The slower expansion at Jebel Ali follows a 6 per cent drop in UAE’s throughput to 7.4 million TEU in the first half due to reduction in lower margin cargo.

DP World said net profit attributable to equity holders before separately disclosed items in the six months to June 30 rose 4.3 per cent year-on-year to $608 million on a like-for-like basis at constant currency, and 50.2 per cent year-on-year on a reported basis. Like-for-like basis at constant currency excludes new capacity at Turkey, Germany, Belgium, Canada and the UAE.

“The year before, 2015, was unusually busy and it will be difficult to really beat that,” said Mr bin Sulayem on the conference call. “The issue is not the Middle East. The issue is a world issue. The shipping lines have more capacity. There are concerns about the slow pace of China [growth] and so on.”

The 50.2 per cent increase on a reported basis was attributed to continued integration of acquisitions of the Jebel Ali Free Zone and Prince Rupert Terminal in Canada. DP World acquired the Economic Zones World (EZW) in Jebel Ali from Dubai World, its parent company, in 2014 for $2.6bn. Last year, DP World acquired its second terminal in British Columbia in Canada for C$580m to capture trans-Pacific trade between Asia and North America.

DP World’s results beat forecasts from Egyptian investment bank, EFG Hermes.

“Looking ahead to the second half of the year, we expect throughput performance to improve, and like-for-like financial performance (excluding one-off items and foreign exchange gains) to be similar to the first half,” said Mr bin Sulayem. “The growth rates on a reported basis are expected to moderate as the acquisition benefits seen in the first half will not be repeated.”

Revenue rose 10.2 per cent to $2.09bn on a reported basis and 2.5 per cent on a like-for like at constant currency basis.

Consolidated throughput in the first half grew 1.6 per cent to 14.6 million TEU on a reported basis, but fell 1.4 per cent on a like-for-like basis.

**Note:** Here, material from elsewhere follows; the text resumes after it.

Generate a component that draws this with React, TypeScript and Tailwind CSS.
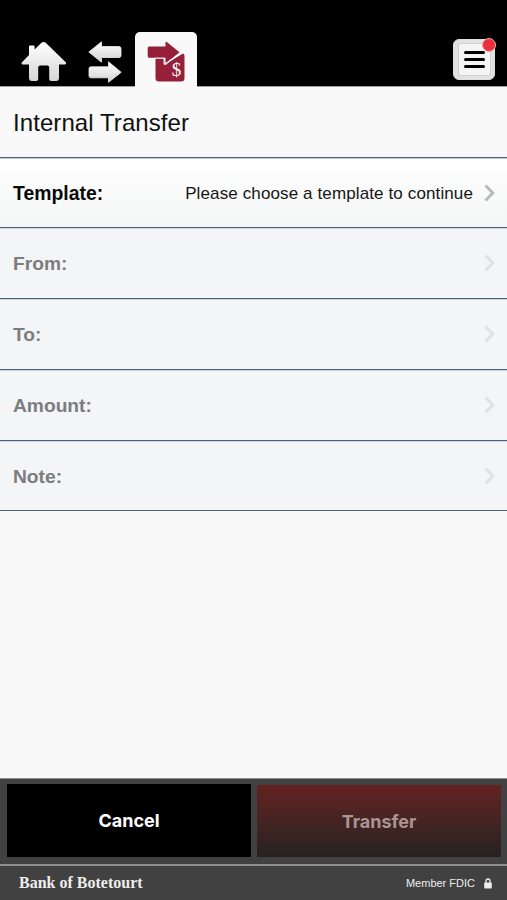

Consolidated throughput refers to volumes at ports DP World controls.

“The outlook for trade growth remains uncertain, however, we believe our portfolio is well positioned to continue to outperform the market,” said Mr bin Sulayem. “We remain focused on delivering relevant new capacity in the right markets through disciplined investment, improving efficiencies and managing costs to drive profitability.”

The port operator, which spent $586m in capital expenditure in the first half, stuck by its forecast for full-year capital expenditure ranging between $1.2bn and $1.4bn to finance investments in the UAE, UK, Canada, India and Turkey.

DP world shares closed up 0.96 per cent at $18.92 in Dubai.